# START OF DATA LINES

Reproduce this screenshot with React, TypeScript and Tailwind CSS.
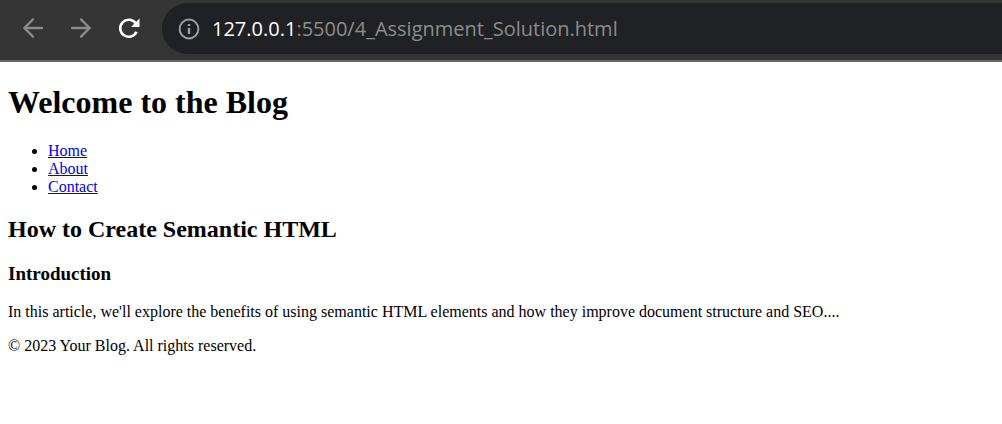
function BackIcon({ flipped = false }: { flipped?: boolean }) {
  return (
    <svg viewBox="0 0 22 22" className={flipped ? "size-[22px] rotate-180" : "size-[22px]"} fill="none" stroke="currentColor" strokeWidth="2.3" strokeLinecap="round" aria-hidden="true">
      <path d="M20 11H2.6M11 2.4L2.4 11L11 19.6" />
    </svg>
  );
}

function ReloadIcon() {
  return (
    <svg viewBox="0 0 22 22" className="size-[22px]" aria-hidden="true">
      <path d="M18.5 14.7A8.5 8.5 0 1 1 17.6 6.2" fill="none" stroke="currentColor" strokeWidth="2.6" />
      <path d="M21.5 1.5V10H13z" fill="currentColor" />
    </svg>
  );
}

function InfoIcon() {
  return (
    <svg viewBox="0 0 22 22" className="size-[22px]" fill="none" stroke="currentColor" strokeWidth="2" aria-hidden="true">
      <circle cx="11" cy="11" r="9.4" />
      <path d="M11 10v6M11 6v2" strokeWidth="2.4" />
    </svg>
  );
}

export default function App() {
  return (
    <div className="min-h-screen bg-white text-black">
      <header className="flex h-[62px] items-center border-b-2 border-[#666666] bg-[#353535] pb-[3px] text-[#8c8c8c]">
        <nav aria-label="Browser" className="flex shrink-0 gap-6 pb-0.5 pl-[21px]">
          <button type="button" aria-label="Back" className="grid size-6 place-items-center"><BackIcon /></button>
          <button type="button" aria-label="Forward" className="grid size-6 place-items-center"><BackIcon flipped /></button>
          <button type="button" aria-label="Reload" className="grid size-6 place-items-center text-white"><ReloadIcon /></button>
        </nav>
        <div className="ml-[21px] flex h-[51px] min-w-0 flex-1 items-center gap-3 rounded-l-full bg-[#202124] pl-4">
          <button type="button" aria-label="Site information" className="text-[#9aa0a6]"><InfoIcon /></button>
          <a href="#top" className="font-['Open_Sans',sans-serif] text-xl whitespace-nowrap">
            <span className="text-white">127.0.0.1</span>:5500/4_Assignment_Solution.html
          </a>
        </div>
      </header>
      <main id="top" className="px-2 pt-[22px] font-['Liberation_Serif',serif] text-base leading-[18px]">
        <h1 className="text-[32px] leading-9 font-bold">Welcome to the Blog</h1>
        <ul className="mt-[22px] list-disc pl-10">
          <li><a href="#home" className="text-[#0000ee] underline">Home</a></li>
          <li><a href="#about" className="text-[#0000ee] underline">About</a></li>
          <li><a href="#contact" className="text-[#0000ee] underline">Contact</a></li>
        </ul>
        <h2 className="mt-[19px] text-2xl leading-7 font-bold">How to Create Semantic HTML</h2>
        <h3 className="mt-5 text-[19px] leading-[22px] font-bold">Introduction</h3>
        <p className="mt-[18px]">In this article, we'll explore the benefits of using semantic HTML elements and how they improve document structure and SEO....</p>
        <p className="mt-4">© 2023 Your Blog. All rights reserved.</p>
      </main>
    </div>
  );
}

# END OF DATA LINES

Transcribe the preceding listing in its entirety and with exact wording, leaving out pictures.

WRITTEN SOLUTION:
Reproduce this screenshot with React, TypeScript and Tailwind CSS.
function BackIcon({ flipped = false }: { flipped?: boolean }) {
  return (
    <svg viewBox="0 0 22 22" className={flipped ? "size-[22px] rotate-180" : "size-[22px]"} fill="none" stroke="currentColor" strokeWidth="2.3" strokeLinecap="round" aria-hidden="true">
      <path d="M20 11H2.6M11 2.4L2.4 11L11 19.6" />
    </svg>
  );
}

function ReloadIcon() {
  return (
    <svg viewBox="0 0 22 22" className="size-[22px]" aria-hidden="true">
      <path d="M18.5 14.7A8.5 8.5 0 1 1 17.6 6.2" fill="none" stroke="currentColor" strokeWidth="2.6" />
      <path d="M21.5 1.5V10H13z" fill="currentColor" />
    </svg>
  );
}

function InfoIcon() {
  return (
    <svg viewBox="0 0 22 22" className="size-[22px]" fill="none" stroke="currentColor" strokeWidth="2" aria-hidden="true">
      <circle cx="11" cy="11" r="9.4" />
      <path d="M11 10v6M11 6v2" strokeWidth="2.4" />
    </svg>
  );
}

export default function App() {
  return (
    <div className="min-h-screen bg-white text-black">
      <header className="flex h-[62px] items-center border-b-2 border-[#666666] bg-[#353535] pb-[3px] text-[#8c8c8c]">
        <nav aria-label="Browser" className="flex shrink-0 gap-6 pb-0.5 pl-[21px]">
          <button type="button" aria-label="Back" className="grid size-6 place-items-center"><BackIcon /></button>
          <button type="button" aria-label="Forward" className="grid size-6 place-items-center"><BackIcon flipped /></button>
          <button type="button" aria-label="Reload" className="grid size-6 place-items-center text-white"><ReloadIcon /></button>
        </nav>
        <div className="ml-[21px] flex h-[51px] min-w-0 flex-1 items-center gap-3 rounded-l-full bg-[#202124] pl-4">
          <button type="button" aria-label="Site information" className="text-[#9aa0a6]"><InfoIcon /></button>
          <a href="#top" className="font-['Open_Sans',sans-serif] text-xl whitespace-nowrap">
            <span className="text-white">127.0.0.1</span>:5500/4_Assignment_Solution.html
          </a>
        </div>
      </header>
      <main id="top" className="px-2 pt-[22px] font-['Liberation_Serif',serif] text-base leading-[18px]">
        <h1 className="text-[32px] leading-9 font-bold">Welcome to the Blog</h1>
        <ul className="mt-[22px] list-disc pl-10">
          <li><a href="#home" className="text-[#0000ee] underline">Home</a></li>
          <li><a href="#about" className="text-[#0000ee] underline">About</a></li>
          <li><a href="#contact" className="text-[#0000ee] underline">Contact</a></li>
        </ul>
        <h2 className="mt-[19px] text-2xl leading-7 font-bold">How to Create Semantic HTML</h2>
        <h3 className="mt-5 text-[19px] leading-[22px] font-bold">Introduction</h3>
        <p className="mt-[18px]">In this article, we'll explore the benefits of using semantic HTML elements and how they improve document structure and SEO....</p>
        <p className="mt-4">© 2023 Your Blog. All rights reserved.</p>
      </main>
    </div>
  );
}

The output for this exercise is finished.